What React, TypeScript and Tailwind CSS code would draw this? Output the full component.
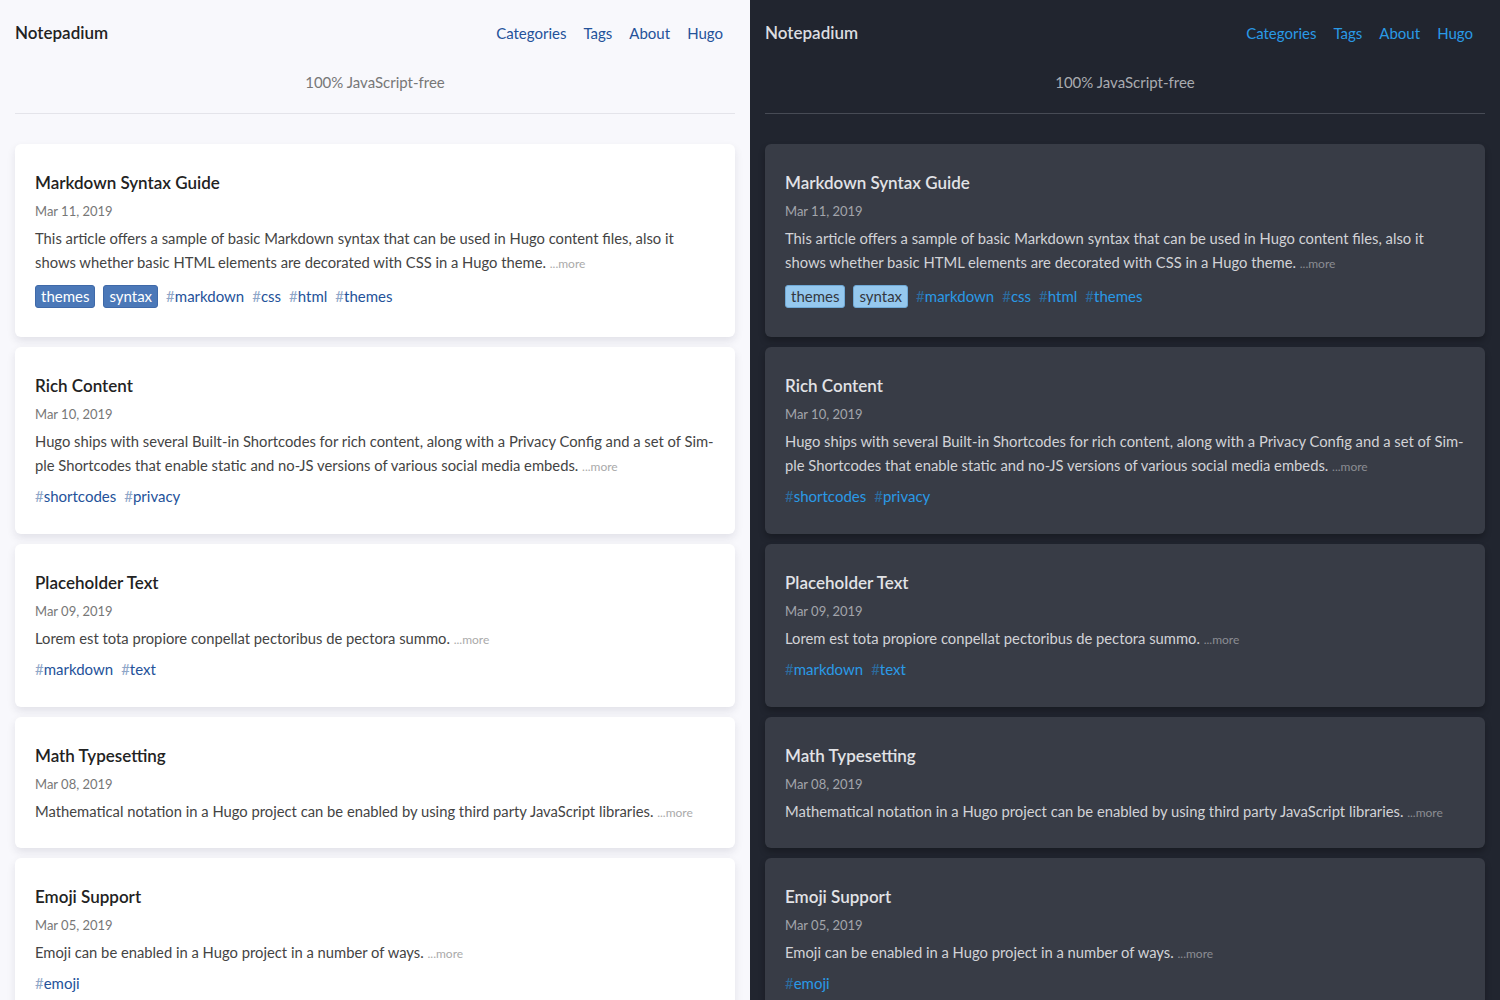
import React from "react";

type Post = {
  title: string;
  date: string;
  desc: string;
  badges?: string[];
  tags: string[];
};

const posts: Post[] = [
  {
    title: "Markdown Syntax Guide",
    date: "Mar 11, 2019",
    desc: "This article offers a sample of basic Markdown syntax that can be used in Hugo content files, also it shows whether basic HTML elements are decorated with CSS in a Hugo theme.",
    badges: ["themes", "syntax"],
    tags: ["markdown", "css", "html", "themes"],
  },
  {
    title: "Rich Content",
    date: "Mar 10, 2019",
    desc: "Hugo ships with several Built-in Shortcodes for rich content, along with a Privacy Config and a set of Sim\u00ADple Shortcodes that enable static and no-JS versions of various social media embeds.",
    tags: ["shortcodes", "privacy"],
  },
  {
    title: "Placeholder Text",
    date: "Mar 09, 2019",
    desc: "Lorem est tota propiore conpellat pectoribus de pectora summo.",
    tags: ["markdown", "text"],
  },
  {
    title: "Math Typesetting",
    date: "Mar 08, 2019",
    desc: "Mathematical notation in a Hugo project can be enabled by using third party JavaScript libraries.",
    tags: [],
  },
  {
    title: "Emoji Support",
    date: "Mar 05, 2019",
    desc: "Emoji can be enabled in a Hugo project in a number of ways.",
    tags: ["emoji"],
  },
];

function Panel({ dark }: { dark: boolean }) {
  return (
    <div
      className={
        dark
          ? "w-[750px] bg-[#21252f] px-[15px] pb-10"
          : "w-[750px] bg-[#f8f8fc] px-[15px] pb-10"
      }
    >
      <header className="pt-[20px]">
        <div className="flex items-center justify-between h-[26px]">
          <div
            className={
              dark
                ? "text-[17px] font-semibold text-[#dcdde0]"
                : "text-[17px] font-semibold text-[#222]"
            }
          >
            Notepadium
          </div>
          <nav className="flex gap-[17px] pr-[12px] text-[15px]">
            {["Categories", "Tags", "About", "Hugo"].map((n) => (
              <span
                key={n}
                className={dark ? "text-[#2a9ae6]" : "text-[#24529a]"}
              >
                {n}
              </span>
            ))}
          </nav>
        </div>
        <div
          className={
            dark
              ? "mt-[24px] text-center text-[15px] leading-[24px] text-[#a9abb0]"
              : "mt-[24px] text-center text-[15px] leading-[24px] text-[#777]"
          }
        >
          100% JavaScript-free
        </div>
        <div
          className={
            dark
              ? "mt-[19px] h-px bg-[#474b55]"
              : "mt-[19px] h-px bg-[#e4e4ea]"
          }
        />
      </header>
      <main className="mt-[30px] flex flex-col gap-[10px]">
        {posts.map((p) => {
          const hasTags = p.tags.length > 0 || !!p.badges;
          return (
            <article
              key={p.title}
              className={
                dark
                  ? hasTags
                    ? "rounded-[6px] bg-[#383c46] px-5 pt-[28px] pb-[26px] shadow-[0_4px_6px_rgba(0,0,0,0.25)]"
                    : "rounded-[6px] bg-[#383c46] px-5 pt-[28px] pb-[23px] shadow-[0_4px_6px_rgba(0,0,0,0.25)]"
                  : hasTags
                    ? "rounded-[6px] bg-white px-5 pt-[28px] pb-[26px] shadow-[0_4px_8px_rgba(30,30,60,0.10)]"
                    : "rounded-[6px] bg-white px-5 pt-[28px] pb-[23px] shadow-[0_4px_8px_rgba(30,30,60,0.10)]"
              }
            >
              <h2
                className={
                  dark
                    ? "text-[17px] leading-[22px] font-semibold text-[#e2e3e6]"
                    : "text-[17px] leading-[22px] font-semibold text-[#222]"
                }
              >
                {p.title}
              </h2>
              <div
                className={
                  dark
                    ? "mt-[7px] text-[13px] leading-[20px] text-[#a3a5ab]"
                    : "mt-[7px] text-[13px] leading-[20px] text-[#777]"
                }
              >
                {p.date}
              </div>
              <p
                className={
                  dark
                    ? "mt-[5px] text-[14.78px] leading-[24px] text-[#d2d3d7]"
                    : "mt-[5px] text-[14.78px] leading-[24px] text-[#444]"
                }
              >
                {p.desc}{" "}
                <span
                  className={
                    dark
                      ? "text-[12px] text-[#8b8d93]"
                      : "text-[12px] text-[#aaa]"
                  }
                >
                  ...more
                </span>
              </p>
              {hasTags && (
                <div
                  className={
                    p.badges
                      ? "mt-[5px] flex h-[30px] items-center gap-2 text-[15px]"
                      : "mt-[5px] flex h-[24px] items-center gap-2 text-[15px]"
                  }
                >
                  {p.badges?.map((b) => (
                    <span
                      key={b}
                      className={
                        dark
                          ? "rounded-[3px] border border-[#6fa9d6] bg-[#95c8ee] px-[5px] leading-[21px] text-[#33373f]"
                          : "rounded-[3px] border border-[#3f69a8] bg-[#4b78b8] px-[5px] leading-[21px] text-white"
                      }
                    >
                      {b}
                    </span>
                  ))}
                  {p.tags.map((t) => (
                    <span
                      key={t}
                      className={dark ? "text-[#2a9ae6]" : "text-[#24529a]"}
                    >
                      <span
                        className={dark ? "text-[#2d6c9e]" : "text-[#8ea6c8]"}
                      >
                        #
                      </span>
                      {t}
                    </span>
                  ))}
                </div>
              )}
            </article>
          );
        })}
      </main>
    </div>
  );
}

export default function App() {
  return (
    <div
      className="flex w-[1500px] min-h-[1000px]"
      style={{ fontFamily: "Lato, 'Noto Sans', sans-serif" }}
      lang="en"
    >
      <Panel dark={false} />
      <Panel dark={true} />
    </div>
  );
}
- - - - - - -
* [Instructions for the task]: Skip the pictures, then retype every line above exactly.

* [Reply to the exercise]:
What React, TypeScript and Tailwind CSS code would draw this? Output the full component.
import React from "react";

type Post = {
  title: string;
  date: string;
  desc: string;
  badges?: string[];
  tags: string[];
};

const posts: Post[] = [
  {
    title: "Markdown Syntax Guide",
    date: "Mar 11, 2019",
    desc: "This article offers a sample of basic Markdown syntax that can be used in Hugo content files, also it shows whether basic HTML elements are decorated with CSS in a Hugo theme.",
    badges: ["themes", "syntax"],
    tags: ["markdown", "css", "html", "themes"],
  },
  {
    title: "Rich Content",
    date: "Mar 10, 2019",
    desc: "Hugo ships with several Built-in Shortcodes for rich content, along with a Privacy Config and a set of Sim\u00ADple Shortcodes that enable static and no-JS versions of various social media embeds.",
    tags: ["shortcodes", "privacy"],
  },
  {
    title: "Placeholder Text",
    date: "Mar 09, 2019",
    desc: "Lorem est tota propiore conpellat pectoribus de pectora summo.",
    tags: ["markdown", "text"],
  },
  {
    title: "Math Typesetting",
    date: "Mar 08, 2019",
    desc: "Mathematical notation in a Hugo project can be enabled by using third party JavaScript libraries.",
    tags: [],
  },
  {
    title: "Emoji Support",
    date: "Mar 05, 2019",
    desc: "Emoji can be enabled in a Hugo project in a number of ways.",
    tags: ["emoji"],
  },
];

function Panel({ dark }: { dark: boolean }) {
  return (
    <div
      className={
        dark
          ? "w-[750px] bg-[#21252f] px-[15px] pb-10"
          : "w-[750px] bg-[#f8f8fc] px-[15px] pb-10"
      }
    >
      <header className="pt-[20px]">
        <div className="flex items-center justify-between h-[26px]">
          <div
            className={
              dark
                ? "text-[17px] font-semibold text-[#dcdde0]"
                : "text-[17px] font-semibold text-[#222]"
            }
          >
            Notepadium
          </div>
          <nav className="flex gap-[17px] pr-[12px] text-[15px]">
            {["Categories", "Tags", "About", "Hugo"].map((n) => (
              <span
                key={n}
                className={dark ? "text-[#2a9ae6]" : "text-[#24529a]"}
              >
                {n}
              </span>
            ))}
          </nav>
        </div>
        <div
          className={
            dark
              ? "mt-[24px] text-center text-[15px] leading-[24px] text-[#a9abb0]"
              : "mt-[24px] text-center text-[15px] leading-[24px] text-[#777]"
          }
        >
          100% JavaScript-free
        </div>
        <div
          className={
            dark
              ? "mt-[19px] h-px bg-[#474b55]"
              : "mt-[19px] h-px bg-[#e4e4ea]"
          }
        />
      </header>
      <main className="mt-[30px] flex flex-col gap-[10px]">
        {posts.map((p) => {
          const hasTags = p.tags.length > 0 || !!p.badges;
          return (
            <article
              key={p.title}
              className={
                dark
                  ? hasTags
                    ? "rounded-[6px] bg-[#383c46] px-5 pt-[28px] pb-[26px] shadow-[0_4px_6px_rgba(0,0,0,0.25)]"
                    : "rounded-[6px] bg-[#383c46] px-5 pt-[28px] pb-[23px] shadow-[0_4px_6px_rgba(0,0,0,0.25)]"
                  : hasTags
                    ? "rounded-[6px] bg-white px-5 pt-[28px] pb-[26px] shadow-[0_4px_8px_rgba(30,30,60,0.10)]"
                    : "rounded-[6px] bg-white px-5 pt-[28px] pb-[23px] shadow-[0_4px_8px_rgba(30,30,60,0.10)]"
              }
            >
              <h2
                className={
                  dark
                    ? "text-[17px] leading-[22px] font-semibold text-[#e2e3e6]"
                    : "text-[17px] leading-[22px] font-semibold text-[#222]"
                }
              >
                {p.title}
              </h2>
              <div
                className={
                  dark
                    ? "mt-[7px] text-[13px] leading-[20px] text-[#a3a5ab]"
                    : "mt-[7px] text-[13px] leading-[20px] text-[#777]"
                }
              >
                {p.date}
              </div>
              <p
                className={
                  dark
                    ? "mt-[5px] text-[14.78px] leading-[24px] text-[#d2d3d7]"
                    : "mt-[5px] text-[14.78px] leading-[24px] text-[#444]"
                }
              >
                {p.desc}{" "}
                <span
                  className={
                    dark
                      ? "text-[12px] text-[#8b8d93]"
                      : "text-[12px] text-[#aaa]"
                  }
                >
                  ...more
                </span>
              </p>
              {hasTags && (
                <div
                  className={
                    p.badges
                      ? "mt-[5px] flex h-[30px] items-center gap-2 text-[15px]"
                      : "mt-[5px] flex h-[24px] items-center gap-2 text-[15px]"
                  }
                >
                  {p.badges?.map((b) => (
                    <span
                      key={b}
                      className={
                        dark
                          ? "rounded-[3px] border border-[#6fa9d6] bg-[#95c8ee] px-[5px] leading-[21px] text-[#33373f]"
                          : "rounded-[3px] border border-[#3f69a8] bg-[#4b78b8] px-[5px] leading-[21px] text-white"
                      }
                    >
                      {b}
                    </span>
                  ))}
                  {p.tags.map((t) => (
                    <span
                      key={t}
                      className={dark ? "text-[#2a9ae6]" : "text-[#24529a]"}
                    >
                      <span
                        className={dark ? "text-[#2d6c9e]" : "text-[#8ea6c8]"}
                      >
                        #
                      </span>
                      {t}
                    </span>
                  ))}
                </div>
              )}
            </article>
          );
        })}
      </main>
    </div>
  );
}

export default function App() {
  return (
    <div
      className="flex w-[1500px] min-h-[1000px]"
      style={{ fontFamily: "Lato, 'Noto Sans', sans-serif" }}
      lang="en"
    >
      <Panel dark={false} />
      <Panel dark={true} />
    </div>
  );
}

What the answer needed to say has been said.